The problem: Return all lines below containing the word "React".

— Start Dataset excerpt —

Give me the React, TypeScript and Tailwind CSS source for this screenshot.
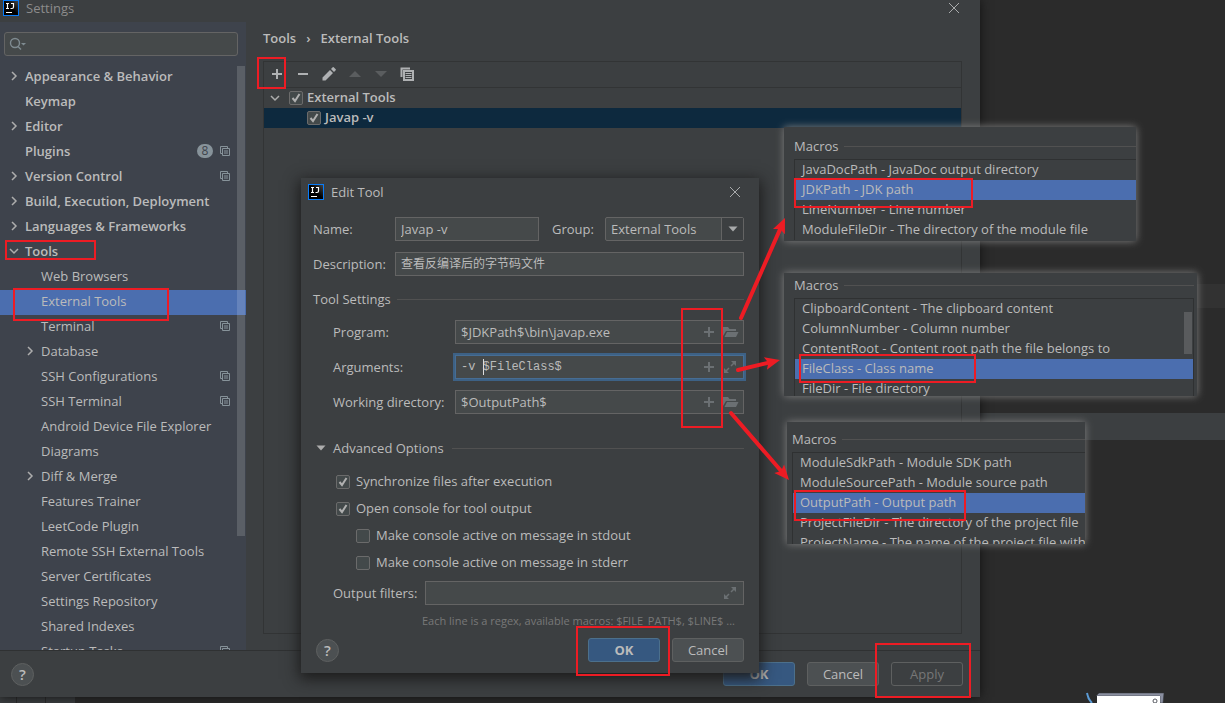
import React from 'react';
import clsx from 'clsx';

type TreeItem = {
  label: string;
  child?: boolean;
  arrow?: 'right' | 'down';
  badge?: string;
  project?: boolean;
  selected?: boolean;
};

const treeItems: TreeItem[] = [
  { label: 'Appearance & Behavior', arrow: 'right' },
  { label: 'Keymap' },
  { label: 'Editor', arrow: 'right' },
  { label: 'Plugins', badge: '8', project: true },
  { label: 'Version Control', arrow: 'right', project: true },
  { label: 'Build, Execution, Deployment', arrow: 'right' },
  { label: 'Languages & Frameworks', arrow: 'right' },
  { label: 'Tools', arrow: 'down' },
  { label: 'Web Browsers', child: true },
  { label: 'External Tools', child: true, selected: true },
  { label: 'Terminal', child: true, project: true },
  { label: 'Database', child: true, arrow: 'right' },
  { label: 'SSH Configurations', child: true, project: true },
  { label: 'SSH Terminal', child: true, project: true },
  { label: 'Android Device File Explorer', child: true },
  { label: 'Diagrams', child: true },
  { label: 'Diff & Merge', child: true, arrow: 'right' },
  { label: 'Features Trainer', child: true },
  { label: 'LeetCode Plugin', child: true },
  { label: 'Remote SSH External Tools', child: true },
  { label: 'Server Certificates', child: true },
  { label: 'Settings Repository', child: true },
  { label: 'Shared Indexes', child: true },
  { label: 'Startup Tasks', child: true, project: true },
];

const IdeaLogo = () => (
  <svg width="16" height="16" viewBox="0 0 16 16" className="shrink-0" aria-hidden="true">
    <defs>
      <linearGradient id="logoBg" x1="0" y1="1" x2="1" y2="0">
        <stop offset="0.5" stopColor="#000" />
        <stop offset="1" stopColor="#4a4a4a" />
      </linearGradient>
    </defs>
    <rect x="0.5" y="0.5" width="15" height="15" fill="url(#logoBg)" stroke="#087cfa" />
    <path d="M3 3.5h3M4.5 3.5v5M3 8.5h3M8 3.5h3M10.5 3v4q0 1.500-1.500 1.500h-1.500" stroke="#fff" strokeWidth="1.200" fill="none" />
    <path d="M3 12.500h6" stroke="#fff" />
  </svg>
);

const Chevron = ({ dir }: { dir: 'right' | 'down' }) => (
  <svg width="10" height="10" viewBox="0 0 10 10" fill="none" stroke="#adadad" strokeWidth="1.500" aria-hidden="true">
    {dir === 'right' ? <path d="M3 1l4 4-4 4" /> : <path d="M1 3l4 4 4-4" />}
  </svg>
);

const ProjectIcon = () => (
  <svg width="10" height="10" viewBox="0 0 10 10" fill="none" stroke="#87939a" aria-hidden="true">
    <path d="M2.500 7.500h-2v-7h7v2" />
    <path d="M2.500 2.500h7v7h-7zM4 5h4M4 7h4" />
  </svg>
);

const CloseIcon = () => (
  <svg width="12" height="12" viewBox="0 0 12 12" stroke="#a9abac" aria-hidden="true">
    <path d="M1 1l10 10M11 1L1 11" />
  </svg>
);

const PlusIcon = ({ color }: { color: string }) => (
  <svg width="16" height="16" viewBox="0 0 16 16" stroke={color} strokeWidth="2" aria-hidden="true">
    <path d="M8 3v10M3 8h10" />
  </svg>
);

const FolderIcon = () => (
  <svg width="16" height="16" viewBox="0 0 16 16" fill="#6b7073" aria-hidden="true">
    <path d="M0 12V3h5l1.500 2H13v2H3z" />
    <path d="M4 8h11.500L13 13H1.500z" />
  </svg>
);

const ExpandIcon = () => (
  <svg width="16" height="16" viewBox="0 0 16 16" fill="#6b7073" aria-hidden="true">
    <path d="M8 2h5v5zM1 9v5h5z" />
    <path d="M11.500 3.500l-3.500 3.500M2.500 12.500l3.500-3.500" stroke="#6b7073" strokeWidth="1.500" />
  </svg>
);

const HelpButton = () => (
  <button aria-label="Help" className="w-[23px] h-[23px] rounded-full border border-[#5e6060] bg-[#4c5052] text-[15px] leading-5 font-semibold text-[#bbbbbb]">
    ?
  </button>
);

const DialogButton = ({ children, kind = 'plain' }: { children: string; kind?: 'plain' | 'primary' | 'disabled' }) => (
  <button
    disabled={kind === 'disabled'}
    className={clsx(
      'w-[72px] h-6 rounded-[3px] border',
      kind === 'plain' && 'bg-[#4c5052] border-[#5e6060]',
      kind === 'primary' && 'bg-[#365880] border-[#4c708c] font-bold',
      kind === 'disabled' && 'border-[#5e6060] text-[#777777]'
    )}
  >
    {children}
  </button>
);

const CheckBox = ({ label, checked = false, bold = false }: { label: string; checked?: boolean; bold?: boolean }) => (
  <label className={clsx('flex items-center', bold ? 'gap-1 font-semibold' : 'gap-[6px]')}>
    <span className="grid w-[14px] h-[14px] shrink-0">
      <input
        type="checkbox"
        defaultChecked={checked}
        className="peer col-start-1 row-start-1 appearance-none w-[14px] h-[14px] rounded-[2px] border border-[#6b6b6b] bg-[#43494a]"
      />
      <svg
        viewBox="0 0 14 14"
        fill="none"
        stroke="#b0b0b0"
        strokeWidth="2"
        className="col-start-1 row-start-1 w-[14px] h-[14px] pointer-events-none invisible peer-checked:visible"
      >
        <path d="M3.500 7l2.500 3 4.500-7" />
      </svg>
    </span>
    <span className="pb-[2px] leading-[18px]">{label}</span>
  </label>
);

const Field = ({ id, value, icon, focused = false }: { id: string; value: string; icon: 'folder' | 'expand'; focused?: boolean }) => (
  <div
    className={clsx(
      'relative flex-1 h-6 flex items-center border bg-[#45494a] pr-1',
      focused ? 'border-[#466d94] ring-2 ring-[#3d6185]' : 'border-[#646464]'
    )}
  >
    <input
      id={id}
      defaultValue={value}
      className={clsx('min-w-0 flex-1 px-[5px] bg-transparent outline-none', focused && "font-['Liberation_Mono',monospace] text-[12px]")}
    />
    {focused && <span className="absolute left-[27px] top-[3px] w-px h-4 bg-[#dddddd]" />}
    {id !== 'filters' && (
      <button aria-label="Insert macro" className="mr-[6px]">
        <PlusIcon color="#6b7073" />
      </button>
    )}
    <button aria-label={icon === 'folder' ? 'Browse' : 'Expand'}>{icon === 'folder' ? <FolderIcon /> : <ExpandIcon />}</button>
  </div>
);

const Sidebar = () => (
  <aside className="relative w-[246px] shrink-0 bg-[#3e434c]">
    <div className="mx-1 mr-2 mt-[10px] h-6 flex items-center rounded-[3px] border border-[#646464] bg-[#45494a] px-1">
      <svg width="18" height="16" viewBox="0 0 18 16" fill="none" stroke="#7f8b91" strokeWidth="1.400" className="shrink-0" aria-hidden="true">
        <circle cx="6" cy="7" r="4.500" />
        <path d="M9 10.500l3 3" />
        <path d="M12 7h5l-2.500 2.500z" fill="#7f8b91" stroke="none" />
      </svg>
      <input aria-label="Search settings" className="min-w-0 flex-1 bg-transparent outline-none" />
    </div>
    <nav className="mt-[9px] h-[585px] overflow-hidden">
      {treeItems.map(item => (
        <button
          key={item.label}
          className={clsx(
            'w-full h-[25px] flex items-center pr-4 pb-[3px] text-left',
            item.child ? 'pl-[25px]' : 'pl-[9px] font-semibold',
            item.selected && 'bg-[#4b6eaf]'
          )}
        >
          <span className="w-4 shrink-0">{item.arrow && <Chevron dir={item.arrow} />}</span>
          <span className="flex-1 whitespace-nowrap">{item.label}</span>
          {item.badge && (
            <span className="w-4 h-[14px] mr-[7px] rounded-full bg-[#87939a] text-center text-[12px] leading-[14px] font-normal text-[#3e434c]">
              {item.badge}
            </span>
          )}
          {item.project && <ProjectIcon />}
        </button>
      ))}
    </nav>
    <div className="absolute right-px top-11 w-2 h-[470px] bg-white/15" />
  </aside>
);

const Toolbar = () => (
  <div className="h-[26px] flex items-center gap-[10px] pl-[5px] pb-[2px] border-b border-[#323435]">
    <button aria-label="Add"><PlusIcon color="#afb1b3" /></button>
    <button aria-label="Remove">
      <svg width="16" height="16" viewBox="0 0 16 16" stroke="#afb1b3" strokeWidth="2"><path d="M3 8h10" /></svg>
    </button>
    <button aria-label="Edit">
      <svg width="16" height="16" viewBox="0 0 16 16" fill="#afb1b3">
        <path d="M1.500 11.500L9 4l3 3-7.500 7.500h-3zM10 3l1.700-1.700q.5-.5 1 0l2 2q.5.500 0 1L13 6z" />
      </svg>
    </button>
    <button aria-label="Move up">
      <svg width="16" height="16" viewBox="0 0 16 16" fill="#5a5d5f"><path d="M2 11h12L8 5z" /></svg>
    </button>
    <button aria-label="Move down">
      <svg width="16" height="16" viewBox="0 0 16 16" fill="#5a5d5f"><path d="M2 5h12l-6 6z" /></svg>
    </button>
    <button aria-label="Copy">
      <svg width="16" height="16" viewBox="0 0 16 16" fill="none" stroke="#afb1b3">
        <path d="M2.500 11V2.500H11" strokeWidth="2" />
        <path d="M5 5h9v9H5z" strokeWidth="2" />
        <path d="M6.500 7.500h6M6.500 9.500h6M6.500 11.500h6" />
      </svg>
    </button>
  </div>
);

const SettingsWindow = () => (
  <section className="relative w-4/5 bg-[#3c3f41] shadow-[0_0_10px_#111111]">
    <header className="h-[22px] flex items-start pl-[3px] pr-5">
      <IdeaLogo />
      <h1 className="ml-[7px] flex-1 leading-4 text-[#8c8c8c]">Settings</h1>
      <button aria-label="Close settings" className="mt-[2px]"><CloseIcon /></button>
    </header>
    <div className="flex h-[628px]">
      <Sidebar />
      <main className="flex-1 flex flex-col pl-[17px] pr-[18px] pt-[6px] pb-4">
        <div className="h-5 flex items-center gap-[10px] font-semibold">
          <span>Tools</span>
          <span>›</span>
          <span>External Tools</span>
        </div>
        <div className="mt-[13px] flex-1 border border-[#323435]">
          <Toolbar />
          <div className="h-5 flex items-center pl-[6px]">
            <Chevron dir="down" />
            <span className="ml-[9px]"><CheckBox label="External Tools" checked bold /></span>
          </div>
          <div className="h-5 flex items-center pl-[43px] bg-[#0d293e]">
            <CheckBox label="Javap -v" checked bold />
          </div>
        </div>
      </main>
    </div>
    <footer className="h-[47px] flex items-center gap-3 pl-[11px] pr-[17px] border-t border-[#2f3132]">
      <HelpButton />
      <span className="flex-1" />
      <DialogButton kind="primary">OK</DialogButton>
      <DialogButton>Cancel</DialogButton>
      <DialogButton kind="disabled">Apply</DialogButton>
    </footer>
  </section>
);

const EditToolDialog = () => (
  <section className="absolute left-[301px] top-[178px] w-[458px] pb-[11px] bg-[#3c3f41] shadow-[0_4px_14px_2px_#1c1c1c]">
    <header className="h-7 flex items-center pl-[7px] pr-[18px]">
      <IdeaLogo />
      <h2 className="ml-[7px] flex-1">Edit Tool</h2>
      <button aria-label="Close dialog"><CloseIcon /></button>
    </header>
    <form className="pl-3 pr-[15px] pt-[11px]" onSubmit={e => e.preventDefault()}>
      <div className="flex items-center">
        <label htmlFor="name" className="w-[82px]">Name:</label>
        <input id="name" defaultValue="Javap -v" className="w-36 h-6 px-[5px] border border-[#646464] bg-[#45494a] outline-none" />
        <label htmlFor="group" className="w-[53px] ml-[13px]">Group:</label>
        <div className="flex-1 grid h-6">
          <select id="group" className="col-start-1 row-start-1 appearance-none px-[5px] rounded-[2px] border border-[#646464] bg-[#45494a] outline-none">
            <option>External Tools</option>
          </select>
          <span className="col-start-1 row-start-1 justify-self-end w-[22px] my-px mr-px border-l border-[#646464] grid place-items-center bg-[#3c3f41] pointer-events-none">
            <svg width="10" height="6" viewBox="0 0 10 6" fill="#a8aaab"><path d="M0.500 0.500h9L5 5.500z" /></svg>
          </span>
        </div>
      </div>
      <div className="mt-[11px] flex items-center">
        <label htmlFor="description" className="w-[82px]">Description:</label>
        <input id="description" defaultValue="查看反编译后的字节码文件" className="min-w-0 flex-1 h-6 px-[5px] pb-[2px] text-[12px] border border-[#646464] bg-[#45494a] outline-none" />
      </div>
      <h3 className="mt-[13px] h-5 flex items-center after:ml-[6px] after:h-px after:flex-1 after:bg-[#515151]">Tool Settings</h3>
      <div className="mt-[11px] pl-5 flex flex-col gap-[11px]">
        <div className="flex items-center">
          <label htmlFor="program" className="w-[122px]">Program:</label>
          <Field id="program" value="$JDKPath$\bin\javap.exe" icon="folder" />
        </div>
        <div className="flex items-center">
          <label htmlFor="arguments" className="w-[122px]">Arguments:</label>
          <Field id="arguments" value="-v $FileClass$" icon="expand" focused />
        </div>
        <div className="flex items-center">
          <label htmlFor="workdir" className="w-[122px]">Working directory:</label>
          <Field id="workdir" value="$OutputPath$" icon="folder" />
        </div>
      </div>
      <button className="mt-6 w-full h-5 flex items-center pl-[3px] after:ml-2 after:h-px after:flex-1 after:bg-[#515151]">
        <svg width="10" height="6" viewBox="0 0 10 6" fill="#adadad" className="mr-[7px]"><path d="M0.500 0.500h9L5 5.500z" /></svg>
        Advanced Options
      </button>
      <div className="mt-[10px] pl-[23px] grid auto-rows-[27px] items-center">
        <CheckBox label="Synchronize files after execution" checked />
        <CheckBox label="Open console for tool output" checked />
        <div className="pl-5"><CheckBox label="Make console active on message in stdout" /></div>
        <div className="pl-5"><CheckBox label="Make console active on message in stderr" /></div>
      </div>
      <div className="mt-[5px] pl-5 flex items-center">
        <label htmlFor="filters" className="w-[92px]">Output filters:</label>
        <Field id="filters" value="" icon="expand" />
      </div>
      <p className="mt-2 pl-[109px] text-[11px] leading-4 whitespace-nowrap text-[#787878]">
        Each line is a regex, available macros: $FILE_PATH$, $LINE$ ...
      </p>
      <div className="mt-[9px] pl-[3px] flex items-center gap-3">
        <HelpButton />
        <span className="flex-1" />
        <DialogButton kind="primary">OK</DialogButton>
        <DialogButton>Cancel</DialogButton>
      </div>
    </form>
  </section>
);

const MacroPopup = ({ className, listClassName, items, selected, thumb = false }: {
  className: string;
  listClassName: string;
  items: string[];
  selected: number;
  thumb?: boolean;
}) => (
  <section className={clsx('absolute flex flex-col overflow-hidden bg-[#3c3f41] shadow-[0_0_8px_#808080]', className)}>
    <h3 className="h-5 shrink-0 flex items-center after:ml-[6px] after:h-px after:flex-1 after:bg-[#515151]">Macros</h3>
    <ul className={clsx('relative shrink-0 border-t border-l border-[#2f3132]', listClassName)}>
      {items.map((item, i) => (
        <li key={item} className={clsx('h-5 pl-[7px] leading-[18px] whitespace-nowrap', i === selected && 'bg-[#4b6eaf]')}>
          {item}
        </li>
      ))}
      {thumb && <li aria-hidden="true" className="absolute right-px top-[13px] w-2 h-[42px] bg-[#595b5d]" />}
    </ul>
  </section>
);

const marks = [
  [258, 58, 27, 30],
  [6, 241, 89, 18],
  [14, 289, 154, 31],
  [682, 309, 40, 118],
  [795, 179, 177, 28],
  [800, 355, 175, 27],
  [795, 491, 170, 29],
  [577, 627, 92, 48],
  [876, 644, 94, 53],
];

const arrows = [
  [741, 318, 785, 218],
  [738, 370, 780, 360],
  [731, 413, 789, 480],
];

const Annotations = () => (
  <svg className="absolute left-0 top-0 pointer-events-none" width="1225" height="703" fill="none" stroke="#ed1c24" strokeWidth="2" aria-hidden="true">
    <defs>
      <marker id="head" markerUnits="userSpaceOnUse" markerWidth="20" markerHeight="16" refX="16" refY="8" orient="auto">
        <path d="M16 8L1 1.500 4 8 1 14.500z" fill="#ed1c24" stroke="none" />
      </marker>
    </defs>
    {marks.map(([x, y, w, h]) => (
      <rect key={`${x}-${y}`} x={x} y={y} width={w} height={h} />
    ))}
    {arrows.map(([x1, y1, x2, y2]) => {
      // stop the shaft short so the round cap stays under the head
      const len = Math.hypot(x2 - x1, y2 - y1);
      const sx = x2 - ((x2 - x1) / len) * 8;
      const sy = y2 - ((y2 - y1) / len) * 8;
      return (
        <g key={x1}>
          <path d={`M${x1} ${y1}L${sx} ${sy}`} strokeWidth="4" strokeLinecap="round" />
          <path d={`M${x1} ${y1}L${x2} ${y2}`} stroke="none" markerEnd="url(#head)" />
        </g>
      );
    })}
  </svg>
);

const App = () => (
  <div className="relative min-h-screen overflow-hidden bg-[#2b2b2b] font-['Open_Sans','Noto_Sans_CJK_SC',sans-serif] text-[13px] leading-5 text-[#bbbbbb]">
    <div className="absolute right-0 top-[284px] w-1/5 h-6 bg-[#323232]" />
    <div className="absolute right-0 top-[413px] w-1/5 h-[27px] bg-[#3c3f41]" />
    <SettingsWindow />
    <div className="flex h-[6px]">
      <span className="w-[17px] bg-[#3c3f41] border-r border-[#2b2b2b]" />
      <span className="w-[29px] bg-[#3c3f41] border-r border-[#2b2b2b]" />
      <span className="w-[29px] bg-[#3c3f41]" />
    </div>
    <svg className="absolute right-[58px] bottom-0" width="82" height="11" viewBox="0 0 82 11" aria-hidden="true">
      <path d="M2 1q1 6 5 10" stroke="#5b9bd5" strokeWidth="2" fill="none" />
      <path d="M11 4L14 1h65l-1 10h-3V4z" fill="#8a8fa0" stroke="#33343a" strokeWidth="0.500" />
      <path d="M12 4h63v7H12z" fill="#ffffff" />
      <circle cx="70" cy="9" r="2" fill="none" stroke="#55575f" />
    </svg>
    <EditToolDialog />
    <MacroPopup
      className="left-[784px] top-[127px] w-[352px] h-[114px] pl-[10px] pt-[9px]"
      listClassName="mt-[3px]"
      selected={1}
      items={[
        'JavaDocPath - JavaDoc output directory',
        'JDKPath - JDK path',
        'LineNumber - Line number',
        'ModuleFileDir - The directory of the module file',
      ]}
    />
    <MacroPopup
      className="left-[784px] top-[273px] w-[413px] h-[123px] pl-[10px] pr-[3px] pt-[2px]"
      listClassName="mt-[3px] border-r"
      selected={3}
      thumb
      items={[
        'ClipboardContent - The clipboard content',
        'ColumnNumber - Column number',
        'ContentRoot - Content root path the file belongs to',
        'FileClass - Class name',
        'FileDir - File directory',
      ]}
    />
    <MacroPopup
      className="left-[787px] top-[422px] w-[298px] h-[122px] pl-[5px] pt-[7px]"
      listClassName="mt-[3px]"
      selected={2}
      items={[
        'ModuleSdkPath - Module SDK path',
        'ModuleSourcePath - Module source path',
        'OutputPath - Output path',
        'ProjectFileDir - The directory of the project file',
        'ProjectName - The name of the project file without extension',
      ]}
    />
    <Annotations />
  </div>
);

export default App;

— End Dataset excerpt —

Reply to the task:
Give me the React, TypeScript and Tailwind CSS source for this screenshot.
import React from 'react';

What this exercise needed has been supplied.